Example – Upon asking about employee concerns, management realizes a huge challenge for their workforce is the rising challenge of childcare. To help with this, management chooses to make an investment in their team adding a childcare assistance plan to the mix.
Every part of the employee life cycle is looking at your benefits package with a different perspective and it is important to remember this difference and be inclusive to all. Entry-level employees are more concerned with things like health & wellness programs, PTO/vacation time, and more culture related benefits. Mid-level employees are looking more into the insurance, childcare, and savings benefits, while senior-level employees are looking into 401K, retirement, and post-retirement benefits. All these different demographics should be represented in your benefits plan and in your benefits communication with equal value to foster inclusion in your workforce. However, grouping what your employees care about in terms of benefits based on tenure or age is not the most inclusive strategy.
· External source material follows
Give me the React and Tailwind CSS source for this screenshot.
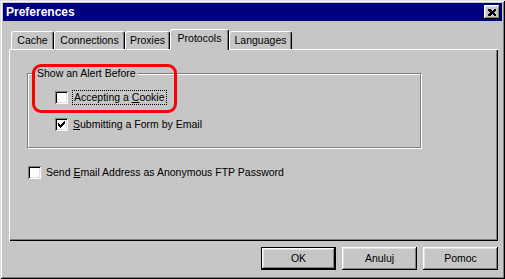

To really take everyone into consider, just ask. The more you ask, the more information you have to make decisions around.
Some benefits may not be possible for all members of your workforce to utilize, such as a work-from-home benefit. An Administrative Assistant may thrive in a work-from-home setting, while a Production Worker is unable to do his job from home. In cases such as this, it may be better to have different policies for the different areas of business so that everyone is able to fully utilize their benefits package. When in doubt, ask! Assumptions in this area can create issues of equity in the company.
While taking a more individualized approach to benefits, it is still important to maintain equity when it comes to offerings and benefits communication with your employees. Be transparent and have an open dialogue about this goal as you adjust your benefits or consider new benefits. For instance, an employee may not use a childcare benefit, but they may use an education reimbursement benefit, or a post-retirement insurance benefit. Benefits packages can be stressful and confusing for employers. “What will they use?” “What will they benefit the most from?” Don’t spin your wheels. Start a conversation.
The most important part of creating a benefits package is to listen to your employees! Benefits communication should be an open dialogue, they have all the answers you are looking for and they will be excited to have a voice in the decision-making process.
A closing thought: As you consider adjusting or creating new benefits for your team, keep in mind how to enroll your team in said benefits if it needs to done completely virtual or remote. This “new way of work” is not going away any time soon, rather, has emerged into a very popular, productive new normal.